A study of 35 Soweto funerals showed that only 10% of the families in the sample had funeral insurance, despite an average spending of R9 008 - just for the formal expenses.

A typical funeral home invoice for a Soweto funeral showed one township family adding R680 for "tent and toilet hire" and R6 425 for a tombstone to their five-figure bill, plus the cost of slaughtering a cow, which is traditional after the death of the head of a household.

But a man from Zwide, near Port Elizabeth, provided a "very dignified" burial for his 50-year-old brother yesterday for just R1 075, including a simple R750 coffin, a R75 cross and R250 for funeral home services.

Richmond Vantyi, co-owner of a major funeral home in New Brighton, said the number of funerals handled by his firm had increased from 10 to 30 a weekend in the past five years - despite a "big" increase in the number of undertakers to 15 to service Port Elizabeth's four townships.
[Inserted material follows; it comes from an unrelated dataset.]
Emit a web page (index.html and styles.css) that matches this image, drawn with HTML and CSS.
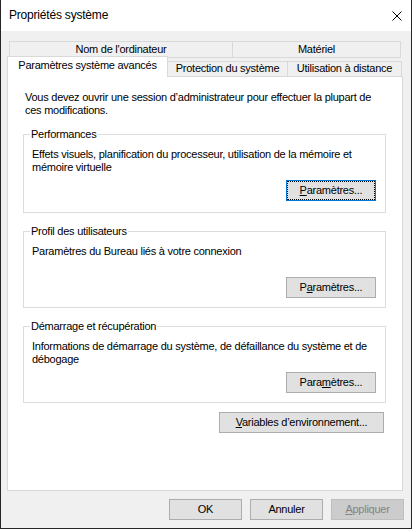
FILE: index.html
```html
<!DOCTYPE html>
<html lang="fr">
<head>
    <meta charset="UTF-8">
    <meta name="viewport" content="width=device-width, initial-scale=1.0">
    <title>Propriétés système</title>
    <link rel="stylesheet" href="styles.css">
</head>
<body>

    <div class="window">
        <div class="titlebar">
            <span class="title">Propriétés système</span>
            <svg class="close" width="10" height="10" viewBox="0 0 10 10">
                <path d="M0.5 0.5 L9.5 9.5 M9.5 0.5 L0.5 9.5" stroke="#000" stroke-width="1" fill="none"/>
            </svg>
        </div>

        <div class="dialog">
            <!-- two rows of tabs, the selected one sits on the panel -->
            <div class="tab-row back">
                <div class="tab tab-computer">Nom de l'ordinateur</div>
                <div class="tab tab-hardware">Matériel</div>
            </div>
            <div class="tab-row front">
                <div class="tab selected tab-advanced">Paramètres système avancés</div>
                <div class="tab tab-protection">Protection du système</div>
                <div class="tab tab-remote">Utilisation à distance</div>
            </div>

            <div class="panel">
                <p class="intro">Vous devez ouvrir une session d’administrateur pour effectuer la plupart de ces modifications.</p>

                <fieldset class="group tall">
                    <legend>Performances</legend>
                    <p class="group-text">Effets visuels, planification du processeur, utilisation de la mémoire et mémoire virtuelle</p>
                    <div class="group-actions">
                        <button class="btn btn-settings focused"><u>P</u>aramètres...</button>
                    </div>
                </fieldset>

                <fieldset class="group">
                    <legend>Profil des utilisateurs</legend>
                    <p class="group-text">Paramètres du Bureau liés à votre connexion</p>
                    <div class="group-actions">
                        <button class="btn btn-settings">P<u>a</u>ramètres...</button>
                    </div>
                </fieldset>

                <fieldset class="group">
                    <legend>Démarrage et récupération</legend>
                    <p class="group-text">Informations de démarrage du système, de défaillance du système et de débogage</p>
                    <div class="group-actions">
                        <button class="btn btn-settings">Para<u>m</u>ètres...</button>
                    </div>
                </fieldset>

                <div class="env-row">
                    <button class="btn btn-env"><u>V</u>ariables d’environnement...</button>
                </div>
            </div>

            <div class="footer">
                <button class="btn btn-dialog">OK</button>
                <button class="btn btn-dialog">Annuler</button>
                <button class="btn btn-dialog" disabled><u>A</u>ppliquer</button>
            </div>
        </div>
    </div>

</body>
</html>
```

FILE: styles.css
```css
* {
    box-sizing: border-box;
}
body {
    margin: 0;
    font-family: "Liberation Sans", Arial, sans-serif;
    font-size: 11px;
    letter-spacing: -0.25px;
    color: #000;
    background-color: #f0f0f0;
}
.window {
    width: 412px;
    height: 529px;
    border: 1px solid #262626;
    border-top: none;
    background-color: #f0f0f0;
    display: flex;
    flex-direction: column;
}
.titlebar {
    flex: none;
    height: 31px;
    background-color: #fff;
    display: flex;
    align-items: center;
    justify-content: space-between;
    padding: 0 9px 0 8px;
}
.title {
    font-size: 12px;
    line-height: 15px;
    letter-spacing: -0.2px;
}
.close {
    display: block;
}
.dialog {
    flex: 1;
    padding: 10px 8px 0 6px;
}

/* tabs */
.tab-row {
    display: flex;
}
.tab-row.back {
    margin-left: 2px;
}
.tab-row.front {
    margin-top: -2px;
    height: 20px;
    align-items: flex-end;
}
.tab {
    border: 1px solid #d9d9d9;
    background-color: #f0f0f0;
    text-align: center;
    line-height: 13px;
    white-space: nowrap;
}
.tab + .tab {
    margin-left: -1px;
}
.back .tab {
    height: 17px;
    padding-top: 1px;
}
.front .tab {
    height: 15px;
    border-bottom: none;
}
.front .tab.selected {
    height: 21px;
    margin-bottom: -1px;
    padding-top: 2px;
    background-color: #fff;
    position: relative;
    z-index: 1;
}
.tab-computer { width: 224px; }
.tab-hardware { width: 169px; }
.tab-advanced { width: 161px; }
.tab-protection { width: 121px; }
.tab-remote { width: 115px; }

/* tab page */
.panel {
    height: 415px;
    border: 1px solid #d9d9d9;
    background-color: #fff;
    padding: 14px 16px 0 15px;
}
.intro {
    margin: 0 0 0 2px;
    width: 358px;
    line-height: 13px;
}
.group {
    margin: 11px 0 0;
    padding: 0 9px 9px 8px;
    border: 1px solid #dcdcdc;
    min-width: 0;
}
.group.tall {
    padding-bottom: 11px;
}
.group + .group {
    margin-top: 12px;
}
.group legend {
    padding: 0 1px;
    margin-left: -2px;
    line-height: 13px;
}
.group-text {
    margin: 7px 0 0;
    min-height: 26px;
    line-height: 13px;
}
.group-actions {
    display: flex;
    justify-content: flex-end;
    margin-top: 6px;
}
.env-row {
    display: flex;
    justify-content: flex-end;
    margin-top: 9px;
    padding-right: 2px;
}

/* buttons */
.btn {
    height: 21px;
    padding: 0;
    border: 1px solid #adadad;
    background-color: #e1e1e1;
    font: inherit;
    letter-spacing: inherit;
    line-height: 19px;
    color: #000;
}
.btn.focused {
    border-color: #0078d7;
    outline: 1px dotted #000;
    outline-offset: -2px;
}
.btn:disabled {
    background-color: #cccccc;
    border-color: #bfbfbf;
    color: #838383;
}
.btn-settings { width: 90px; }
.btn-env { width: 165px; }
.btn-dialog { width: 73px; }
.footer {
    display: flex;
    justify-content: flex-end;
    gap: 8px;
    margin-top: 8px;
    margin-right: -1px;
}
```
However, he said even struggling families who had paid for a funeral earlier in the year refused to spend less following a further death of a family member, despite his personal advice that they spend within their means.

"In years past, you would never see bereaved families hiring tents and stoves and portable toilets at their private homes - this is a new trend which is an enormous financial burden," said Vantyi.

He said the United Presbyterian Church - of which he is a senior member - had also made a call to the community to "spend less on funerals and nothing on feasting", but that it had "failed dismally".

Mandisa Nkopane, financial administrator of the Eastern Cape Council of Churches, said bereaved township families often spent over R30 000 on funerals.

"Funerals have become like weddings - and if you don't have salads and delicious things, then the funeral is regarded as lousy," said Nkopane. "And now there are these after-parties where the family feel they have to buy booze for the whole night."

Tsele said that the slaughter of a cow on the occasion of the death of the head of a household was a true African tradition. "But it is not a feast - the meat should not even be salted because it is not meant to be enjoyed; it is only meant to honour the person who has passed," he said.

Sapeta said: "It seems to me that people would rather come for the big party after a person's death than make the effort to come and assist when that person is sick - and that is something which needs to change, now."